Originally conceived as a “mobility toolkit” allowing physicians and researchers to collect and use objective outcome data on patient performance-based measures (PBMs), the AO Mobility Toolkit project got underway in 2015 and today is an ever-evolving and ever-expanding software suite. It encompasses three motion sensor applications and two website functions for use by rehabilitation physicians, physical therapists, orthopedic surgeons, neurologists, geriatricians and prosthetists, and could be very useful to total joint replacement surgeons tracking patient mobility before and after surgery.

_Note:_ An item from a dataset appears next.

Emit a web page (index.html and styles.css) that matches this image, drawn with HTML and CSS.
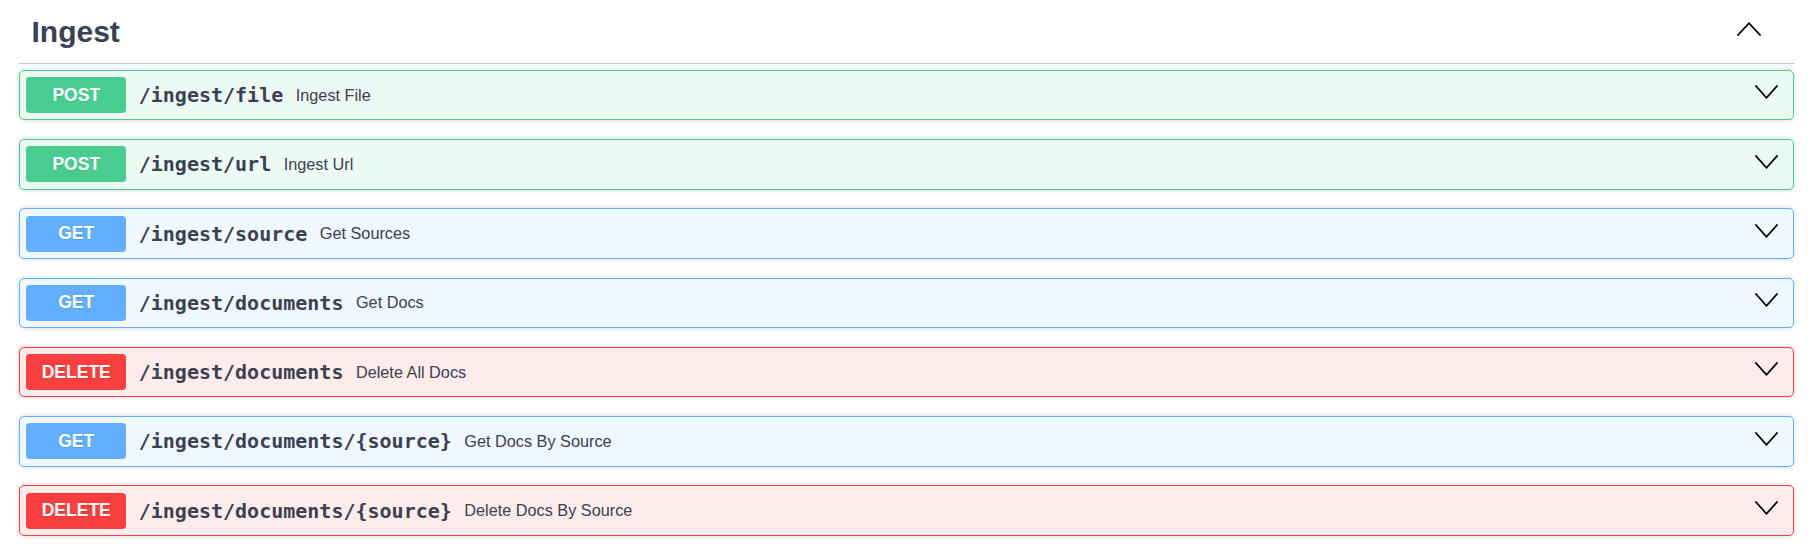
FILE: index.html
```html
<!DOCTYPE html>
<html>
<head>
<meta charset="utf-8">
<title>Ingest</title>
<link rel="stylesheet" href="styles.css">
</head>
<body>
<div class="wrapper">
  <section class="tag-section">
    <div class="tag-header">
      <h3 class="tag-title">Ingest</h3>
      <button class="expand-btn" aria-label="collapse">
        <svg width="24" height="14" viewBox="0 0 24 14"><polyline points="1,13 12,1.2 23,13"/></svg>
      </button>
    </div>
    <div class="ops">
      <div class="op op-post">
        <div class="summary">
          <span class="method">POST</span>
          <span class="path">/ingest/file</span>
          <span class="desc">Ingest File</span>
          <span class="arrow"><svg width="23" height="14" viewBox="0 0 23 14"><polyline points="1,1 11.5,12.8 22,1"/></svg></span>
        </div>
      </div>
      <div class="op op-post">
        <div class="summary">
          <span class="method">POST</span>
          <span class="path">/ingest/url</span>
          <span class="desc">Ingest Url</span>
          <span class="arrow"><svg width="23" height="14" viewBox="0 0 23 14"><polyline points="1,1 11.5,12.8 22,1"/></svg></span>
        </div>
      </div>
      <div class="op op-get">
        <div class="summary">
          <span class="method">GET</span>
          <span class="path">/ingest/source</span>
          <span class="desc">Get Sources</span>
          <span class="arrow"><svg width="23" height="14" viewBox="0 0 23 14"><polyline points="1,1 11.5,12.8 22,1"/></svg></span>
        </div>
      </div>
      <div class="op op-get">
        <div class="summary">
          <span class="method">GET</span>
          <span class="path">/ingest/documents</span>
          <span class="desc">Get Docs</span>
          <span class="arrow"><svg width="23" height="14" viewBox="0 0 23 14"><polyline points="1,1 11.5,12.8 22,1"/></svg></span>
        </div>
      </div>
      <div class="op op-delete">
        <div class="summary">
          <span class="method">DELETE</span>
          <span class="path">/ingest/documents</span>
          <span class="desc">Delete All Docs</span>
          <span class="arrow"><svg width="23" height="14" viewBox="0 0 23 14"><polyline points="1,1 11.5,12.8 22,1"/></svg></span>
        </div>
      </div>
      <div class="op op-get">
        <div class="summary">
          <span class="method">GET</span>
          <span class="path">/ingest/documents/{source}</span>
          <span class="desc">Get Docs By Source</span>
          <span class="arrow"><svg width="23" height="14" viewBox="0 0 23 14"><polyline points="1,1 11.5,12.8 22,1"/></svg></span>
        </div>
      </div>
      <div class="op op-delete">
        <div class="summary">
          <span class="method">DELETE</span>
          <span class="path">/ingest/documents/{source}</span>
          <span class="desc">Delete Docs By Source</span>
          <span class="arrow"><svg width="23" height="14" viewBox="0 0 23 14"><polyline points="1,1 11.5,12.8 22,1"/></svg></span>
        </div>
      </div>
    </div>
  </section>
</div>
</body>
</html>
```

FILE: styles.css
```css
html, body {
  margin: 0;
  padding: 0;
  background: #ffffff;
}

body {
  font-family: "Liberation Sans", Arial, sans-serif;
  color: #3b4151;
}

.wrapper {
  padding: 1px 15px 0 19px;
}

.tag-header {
  display: flex;
  align-items: center;
  padding: 13.5px 33px 13.5px 12.5px;
  border-bottom: 1px solid rgba(59, 65, 81, 0.3);
  margin-bottom: 6.25px;
}

.tag-title {
  flex: 1;
  margin: 0;
  font-size: 30px;
  font-weight: 700;
  line-height: 34.5px;
  color: #3b4151;
}

.expand-btn {
  display: flex;
  align-items: center;
  background: none;
  border: none;
  padding: 0;
  margin: 0 0 5.5px 12.5px;
  cursor: pointer;
}

.expand-btn svg,
.arrow svg {
  display: block;
  fill: none;
  stroke: #000;
  stroke-width: 1.7;
  stroke-linecap: square;
  stroke-linejoin: miter;
}

.op {
  border: 1px solid;
  border-radius: 5px;
  margin-bottom: 18.75px;
  box-shadow: 0 0 4px rgba(0, 0, 0, 0.19);
}

.op-post {
  background: rgba(73, 204, 144, 0.1);
  border-color: #49cc90;
}

.op-get {
  background: rgba(97, 175, 254, 0.1);
  border-color: #61affe;
}

.op-delete {
  background: rgba(249, 62, 62, 0.1);
  border-color: #f93e3e;
}

.summary {
  display: flex;
  align-items: center;
  padding: 6.25px;
}

.method {
  min-width: 100px;
  padding: 7.5px 0;
  border-radius: 3.75px;
  font-size: 17.5px;
  font-weight: 700;
  line-height: 21px;
  text-align: center;
  color: #fff;
  text-shadow: 0 1px 0 rgba(0, 0, 0, 0.1);
}

.op-post .method { background: #49cc90; }
.op-get .method { background: #61affe; }
.op-delete .method { background: #f93e3e; }

.path {
  padding: 0 12.5px;
  font-family: "DejaVu Sans Mono", "Liberation Mono", monospace;
  font-size: 20px;
  font-weight: 700;
  color: #3b4151;
}

.desc {
  flex: 1;
  font-size: 16.25px;
  color: #3b4151;
}

.arrow {
  display: flex;
  align-items: center;
  padding: 0 8.5px 0 12.5px;
  margin-bottom: 5.5px;
}
```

“There are many electronic systems available to monitor patient’s mobility, but the AO Mobility Toolkit is the first one being utilized in large, multicenter research trials, and it could potentially become the standard for use in multicenter clinical research,” said Project Leader Dr Stephen Sims, past chair of AO Trauma North America, AO Foundation Trustees Alumnus, past AO Trauma International Board member, and editor for the AO Trauma Pelvis and Acetabulum Education Taskforce. Sims’ collaborators on the project were recently retired Dr Richard Peindl, Chair of Bioengineering for Atrium Health (formerly Carolinas Medical Center); AO Foundation Past President Dr James Kellam; and Dr Rachel Seymour, Director of Research of the Musculoskeletal institute at Atrium Health.

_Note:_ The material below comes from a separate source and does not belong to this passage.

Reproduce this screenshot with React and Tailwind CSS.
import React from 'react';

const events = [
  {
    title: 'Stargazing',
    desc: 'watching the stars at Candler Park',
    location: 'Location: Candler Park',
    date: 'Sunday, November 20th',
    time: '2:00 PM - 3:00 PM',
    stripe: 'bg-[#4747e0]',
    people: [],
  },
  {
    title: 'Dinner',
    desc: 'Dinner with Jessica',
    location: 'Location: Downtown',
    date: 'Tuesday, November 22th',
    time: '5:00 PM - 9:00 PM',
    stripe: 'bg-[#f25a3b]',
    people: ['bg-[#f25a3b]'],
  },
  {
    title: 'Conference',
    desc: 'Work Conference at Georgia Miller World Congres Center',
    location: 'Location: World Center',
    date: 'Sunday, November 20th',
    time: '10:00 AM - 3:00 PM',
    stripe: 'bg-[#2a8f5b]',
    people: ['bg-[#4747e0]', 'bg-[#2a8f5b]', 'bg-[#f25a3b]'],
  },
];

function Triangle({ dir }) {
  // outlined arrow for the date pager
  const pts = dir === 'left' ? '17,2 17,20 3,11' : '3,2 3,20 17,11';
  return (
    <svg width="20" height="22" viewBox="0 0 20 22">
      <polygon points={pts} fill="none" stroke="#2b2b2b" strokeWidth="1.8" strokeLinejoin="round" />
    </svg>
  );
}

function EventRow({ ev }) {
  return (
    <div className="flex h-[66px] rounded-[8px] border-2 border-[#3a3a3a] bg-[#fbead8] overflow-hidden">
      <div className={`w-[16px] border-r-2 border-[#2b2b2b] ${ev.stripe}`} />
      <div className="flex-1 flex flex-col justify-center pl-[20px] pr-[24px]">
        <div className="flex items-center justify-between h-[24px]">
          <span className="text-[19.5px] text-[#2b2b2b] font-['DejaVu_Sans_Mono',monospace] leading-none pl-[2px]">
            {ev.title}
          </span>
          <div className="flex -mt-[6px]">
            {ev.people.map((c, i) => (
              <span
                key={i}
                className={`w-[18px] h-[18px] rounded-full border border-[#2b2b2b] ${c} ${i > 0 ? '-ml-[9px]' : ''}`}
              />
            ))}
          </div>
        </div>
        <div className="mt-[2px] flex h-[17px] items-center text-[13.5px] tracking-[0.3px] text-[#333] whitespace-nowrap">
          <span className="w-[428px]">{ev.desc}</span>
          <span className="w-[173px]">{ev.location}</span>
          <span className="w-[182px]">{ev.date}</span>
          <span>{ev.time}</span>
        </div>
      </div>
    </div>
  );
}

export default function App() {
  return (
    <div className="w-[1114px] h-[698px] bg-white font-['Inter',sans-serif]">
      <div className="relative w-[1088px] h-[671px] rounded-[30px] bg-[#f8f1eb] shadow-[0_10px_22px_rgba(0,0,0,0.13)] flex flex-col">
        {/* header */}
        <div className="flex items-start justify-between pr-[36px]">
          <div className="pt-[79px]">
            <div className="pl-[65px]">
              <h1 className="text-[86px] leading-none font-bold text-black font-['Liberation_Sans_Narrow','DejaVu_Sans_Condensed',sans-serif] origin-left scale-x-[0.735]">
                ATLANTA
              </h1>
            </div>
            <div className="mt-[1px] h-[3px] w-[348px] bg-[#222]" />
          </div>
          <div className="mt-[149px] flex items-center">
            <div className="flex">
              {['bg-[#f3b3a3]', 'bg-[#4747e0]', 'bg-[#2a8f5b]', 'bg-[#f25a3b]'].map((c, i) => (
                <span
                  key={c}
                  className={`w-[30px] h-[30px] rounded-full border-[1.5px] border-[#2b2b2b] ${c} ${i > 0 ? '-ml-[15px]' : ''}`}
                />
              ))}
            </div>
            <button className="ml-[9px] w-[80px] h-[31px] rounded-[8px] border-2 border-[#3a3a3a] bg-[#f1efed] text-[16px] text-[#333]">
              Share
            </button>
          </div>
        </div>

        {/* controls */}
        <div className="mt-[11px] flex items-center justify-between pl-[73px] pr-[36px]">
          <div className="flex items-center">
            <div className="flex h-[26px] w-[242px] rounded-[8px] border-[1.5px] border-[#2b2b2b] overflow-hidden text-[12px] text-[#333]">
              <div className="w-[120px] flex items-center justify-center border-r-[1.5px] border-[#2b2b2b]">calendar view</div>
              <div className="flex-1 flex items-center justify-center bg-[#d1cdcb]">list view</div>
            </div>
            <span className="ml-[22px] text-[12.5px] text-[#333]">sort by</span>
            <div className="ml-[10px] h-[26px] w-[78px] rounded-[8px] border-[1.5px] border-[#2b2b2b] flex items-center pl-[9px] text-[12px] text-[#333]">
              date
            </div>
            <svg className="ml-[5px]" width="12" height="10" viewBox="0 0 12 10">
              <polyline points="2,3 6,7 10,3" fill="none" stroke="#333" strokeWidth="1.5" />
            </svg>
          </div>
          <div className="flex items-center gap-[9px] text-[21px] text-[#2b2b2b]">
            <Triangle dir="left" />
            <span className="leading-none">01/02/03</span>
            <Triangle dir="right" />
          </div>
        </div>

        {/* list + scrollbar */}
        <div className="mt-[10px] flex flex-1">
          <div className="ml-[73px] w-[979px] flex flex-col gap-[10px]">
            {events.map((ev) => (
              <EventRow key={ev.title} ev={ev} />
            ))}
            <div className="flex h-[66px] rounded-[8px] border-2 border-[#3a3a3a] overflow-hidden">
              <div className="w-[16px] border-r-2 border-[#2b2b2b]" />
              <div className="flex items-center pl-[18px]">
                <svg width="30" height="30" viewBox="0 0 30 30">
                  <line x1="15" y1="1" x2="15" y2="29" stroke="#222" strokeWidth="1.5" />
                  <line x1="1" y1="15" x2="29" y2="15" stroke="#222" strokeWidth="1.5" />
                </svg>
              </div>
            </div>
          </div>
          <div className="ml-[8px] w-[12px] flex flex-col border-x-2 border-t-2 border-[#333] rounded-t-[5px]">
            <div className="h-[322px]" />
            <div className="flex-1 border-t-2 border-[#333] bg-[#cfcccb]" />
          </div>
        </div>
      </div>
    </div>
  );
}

The project has its roots in Peindl’s interest in assessing fall risks of head injury patients and elderly patients. A funding shortfall had stalled development of a mobility cloud for storing information related to that work, and that’s where Sims, the AO Mobility Toolkit project team—and the Strategy Fund—stepped in.
Today, the AO Mobility Toolkit is being used in two research centers and soon will be used at an additional seven sites, Sims said, including centers that are part of the US Department of Defense-funded Major Extremity Trauma Research Consortium (METRC). Additionally, it's listed in other research projects that could expand it to another five or 10 sites.

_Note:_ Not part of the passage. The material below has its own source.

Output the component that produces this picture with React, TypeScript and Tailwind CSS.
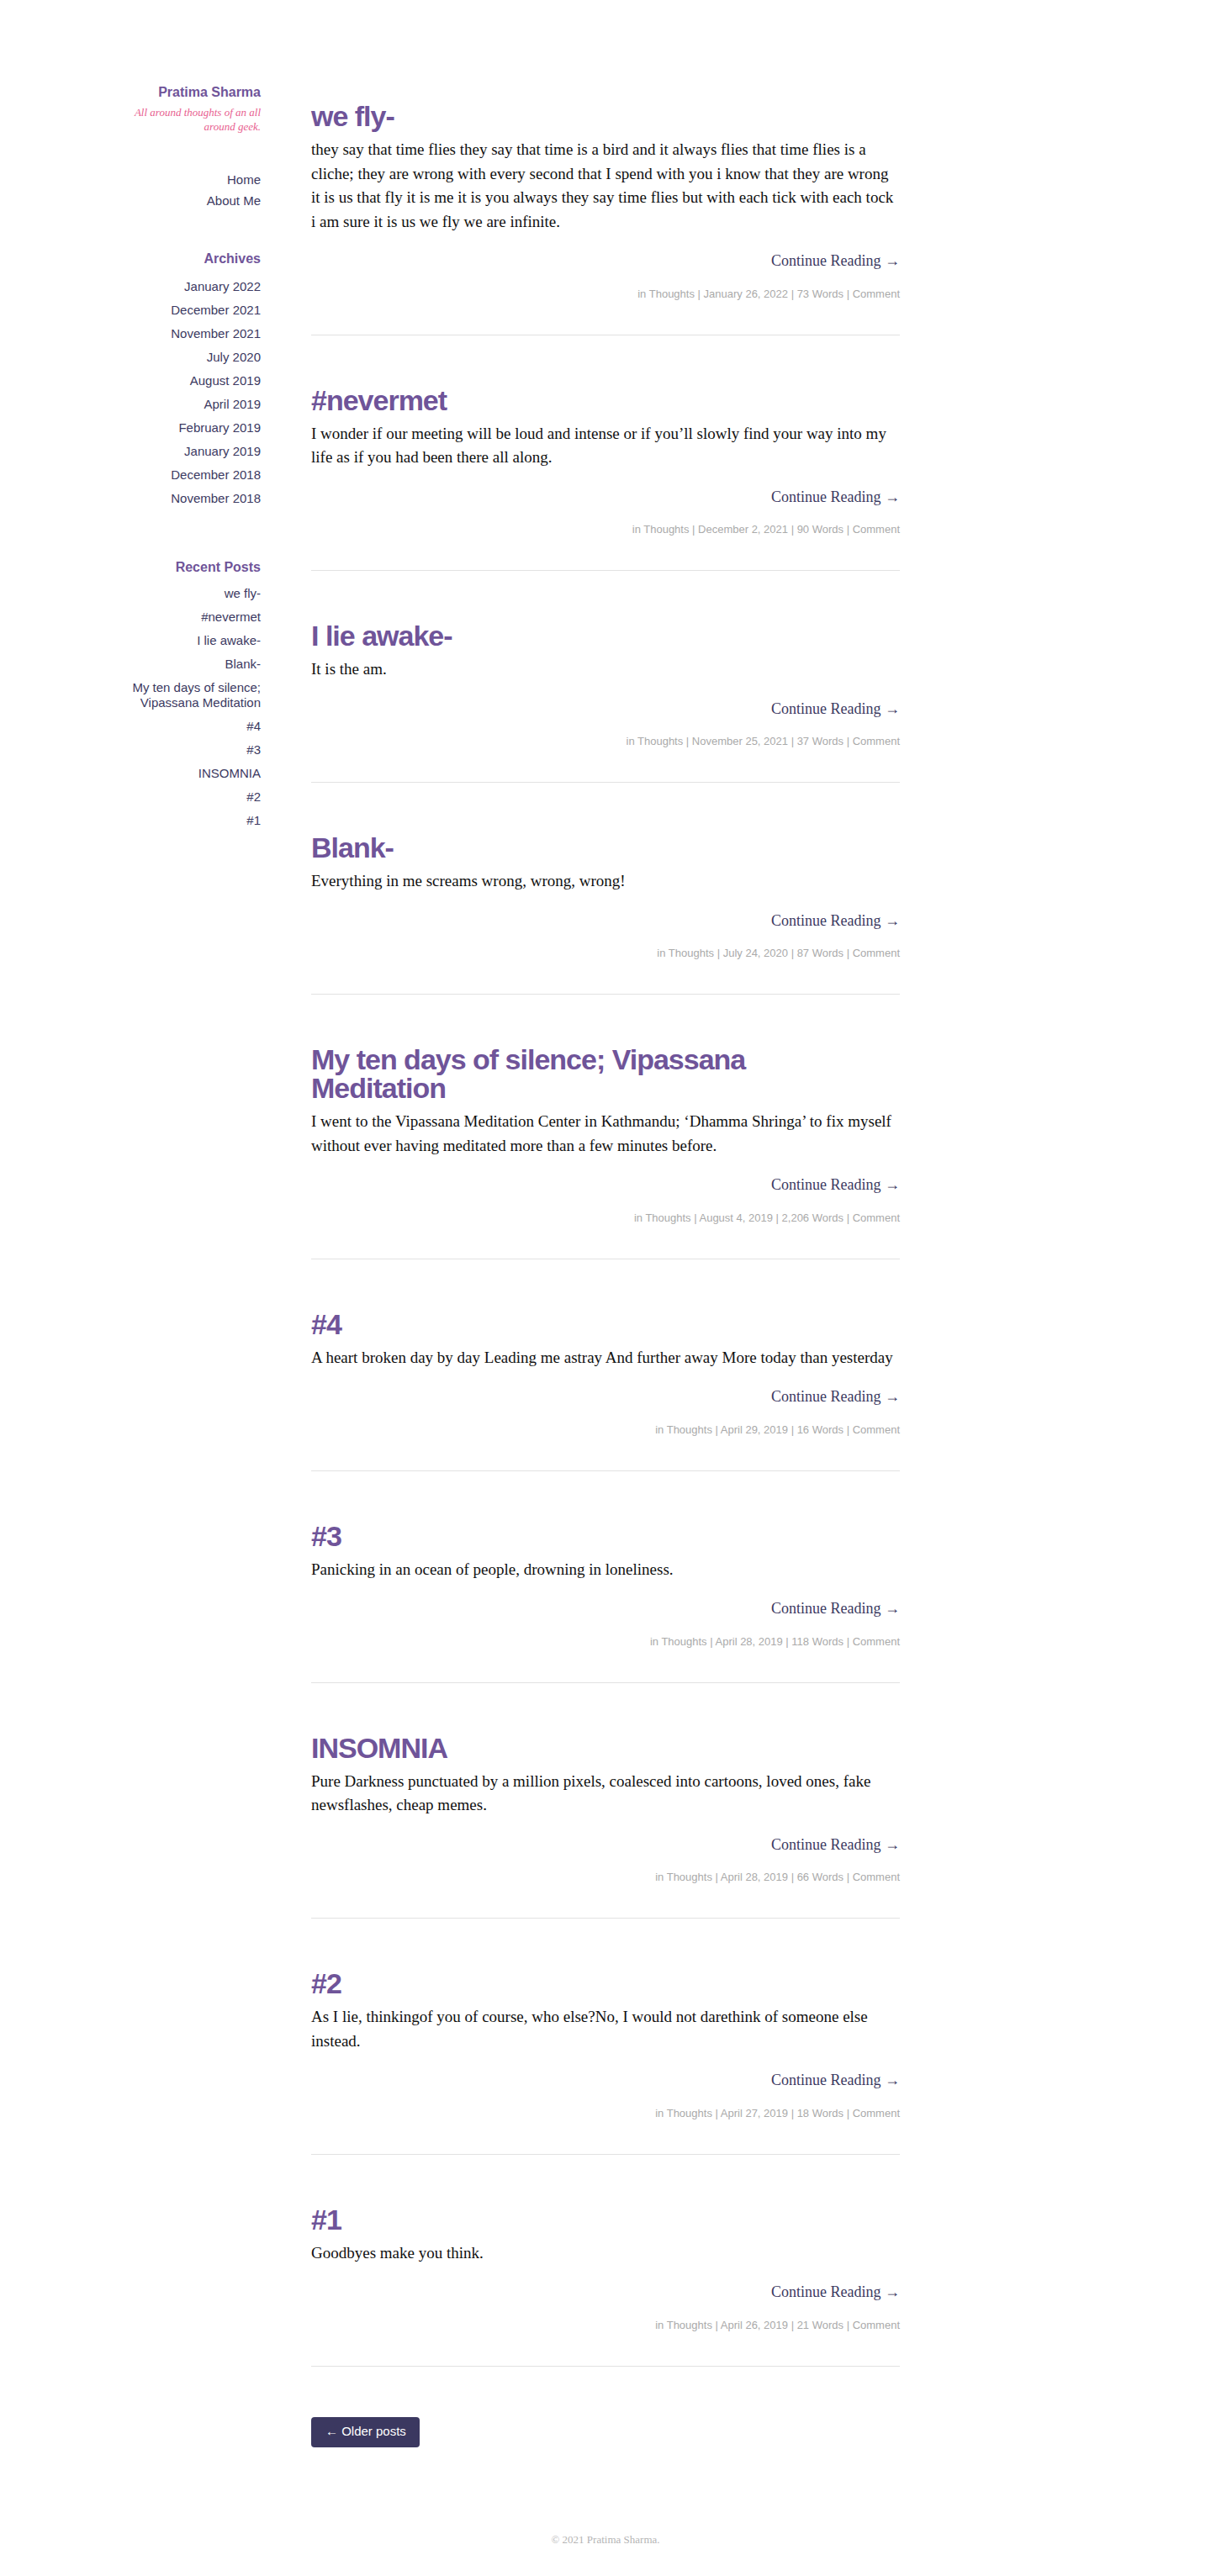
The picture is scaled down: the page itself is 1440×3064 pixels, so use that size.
import React from "react";

type Post = {
  title: string;
  excerpt: string;
  date: string;
  words: string;
};

const posts: Post[] = [
  {
    title: "we fly-",
    excerpt:
      "they say that time flies they say that time is a bird and it always flies that time flies is a cliche; they are wrong with every second that I spend with you i know that they are wrong it is us that fly it is me it is you always they say time flies but with each tick with each tock i am sure it is us we fly we are infinite.",
    date: "January 26, 2022",
    words: "73 Words",
  },
  {
    title: "#nevermet",
    excerpt:
      "I wonder if our meeting will be loud and intense or if you’ll slowly find your way into my life as if you had been there all along.",
    date: "December 2, 2021",
    words: "90 Words",
  },
  { title: "I lie awake-", excerpt: "It is the am.", date: "November 25, 2021", words: "37 Words" },
  {
    title: "Blank-",
    excerpt: "Everything in me screams wrong, wrong, wrong!",
    date: "July 24, 2020",
    words: "87 Words",
  },
  {
    title: "My ten days of silence; Vipassana Meditation",
    excerpt:
      "I went to the Vipassana Meditation Center in Kathmandu; ‘Dhamma Shringa’ to fix myself without ever having meditated more than a few minutes before.",
    date: "August 4, 2019",
    words: "2,206 Words",
  },
  {
    title: "#4",
    excerpt: "A heart broken day by day Leading me astray And further away More today than yesterday",
    date: "April 29, 2019",
    words: "16 Words",
  },
  {
    title: "#3",
    excerpt: "Panicking in an ocean of people, drowning in loneliness.",
    date: "April 28, 2019",
    words: "118 Words",
  },
  {
    title: "INSOMNIA",
    excerpt:
      "Pure Darkness punctuated by a million pixels, coalesced into cartoons, loved ones, fake newsflashes, cheap memes.",
    date: "April 28, 2019",
    words: "66 Words",
  },
  {
    title: "#2",
    excerpt:
      "As I lie, thinkingof you of course, who else?No, I would not darethink of someone else instead.",
    date: "April 27, 2019",
    words: "18 Words",
  },
  { title: "#1", excerpt: "Goodbyes make you think.", date: "April 26, 2019", words: "21 Words" },
];

const archives = [
  "January 2022",
  "December 2021",
  "November 2021",
  "July 2020",
  "August 2019",
  "April 2019",
  "February 2019",
  "January 2019",
  "December 2018",
  "November 2018",
];

const recent = [
  "we fly-",
  "#nevermet",
  "I lie awake-",
  "Blank-",
  "My ten days of silence; Vipassana Meditation",
  "#4",
  "#3",
  "INSOMNIA",
  "#2",
  "#1",
];

function Sidebar() {
  return (
    <aside className="w-[160px] shrink-0 text-right font-['Liberation_Sans',Arial,sans-serif]">
      <h1 className="text-[16px] leading-[20px] font-bold text-[#6f5499]">Pratima Sharma</h1>
      <p className="mt-[5px] text-[13px] leading-[17px] italic text-[#e8608f] font-['Liberation_Serif','Times_New_Roman',serif]">
        All around thoughts of an all around geek.
      </p>

      <nav className="mt-[46px] flex flex-col gap-[7px] text-[15px] leading-[18px] text-[#3c3a62]">
        <a href="#">Home</a>
        <a href="#">About Me</a>
      </nav>

      <h4 className="mt-[50px] text-[16px] leading-[20px] font-bold text-[#6f5499]">Archives</h4>
      <ul className="mt-[14px] flex flex-col gap-[10px] text-[15px] leading-[18px] text-[#3c3a62]">
        {archives.map((a) => (
          <li key={a}>
            <a href="#">{a}</a>
          </li>
        ))}
      </ul>

      <h4 className="mt-[63px] text-[16px] leading-[20px] font-bold text-[#6f5499]">Recent Posts</h4>
      <ul className="mt-[12px] flex flex-col gap-[10px] text-[15px] leading-[18px] text-[#3c3a62]">
        {recent.map((r) => (
          <li key={r}>
            <a href="#">{r}</a>
          </li>
        ))}
      </ul>
    </aside>
  );
}

function PostItem({ post, first }: { post: Post; first: boolean }) {
  return (
    <article className={first ? "" : "pt-[60px]"}>
      <h2 className="max-w-[640px] text-[34px] leading-[34px] tracking-[-1px] font-bold text-[#6f5499] font-['Liberation_Sans',Arial,sans-serif]">
        <a href="#">{post.title}</a>
      </h2>
      <p className="mt-[9px] text-[19px] leading-[28.5px] text-[#111] font-['Liberation_Serif','Times_New_Roman',serif]">
        {post.excerpt}
      </p>
      <div className="mt-[18px] text-right text-[18px] leading-[28.5px] text-[#3c3a62] font-['Liberation_Serif','Times_New_Roman',serif]">
        <a href="#">Continue Reading →</a>
      </div>
      <div className="mt-[15px] text-right text-[13px] leading-[20px] text-[#aaaaaa] font-['Liberation_Sans',Arial,sans-serif]">
        in <a href="#">Thoughts</a> | {post.date} | {post.words} | <a href="#">Comment</a>
      </div>
      <hr className="mt-[38px] border-0 border-t border-[#e2e2e2]" />
    </article>
  );
}

export default function App() {
  return (
    <div className="min-h-[3064px] bg-white">
      <div className="flex pl-[150px] pt-[100px]">
        <Sidebar />
        <main className="ml-[60px] w-[700px] pt-[21px]">
          {posts.map((p, i) => (
            <PostItem key={p.title} post={p} first={i === 0} />
          ))}
          <div className="mt-[60px]">
            <a
              href="#"
              className="inline-flex h-[36px] items-center rounded-[4px] bg-[#3b3860] pl-[17px] pr-[16px] text-[15px] text-white font-['Liberation_Sans',Arial,sans-serif]"
            >
              ← Older posts
            </a>
          </div>
        </main>
      </div>
      <footer className="mt-[101px] pb-[30px] text-center text-[13px] leading-[17px] text-[#b5b5b5] font-['Liberation_Serif','Times_New_Roman',serif]">
        © 2021 Pratima Sharma.
      </footer>
    </div>
  );
}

“So, it could be in use at 12 to 15 sites in the next few months,” he explained. “We are pleasantly surprised at how it has grown to include software and hardware to make it very useable for clinical research.”
“This project would not have taken place without support from the AO. There has also been significant financial support from Atrium Health, as well as Atrium Health Clinical Research,” Sims said. “The AO Mobility Toolkit project has shown that you can—in a very simple, non-intrusive way—get a much more refined objective measurement of patient PBMs and that this can be a very valuable research tool.”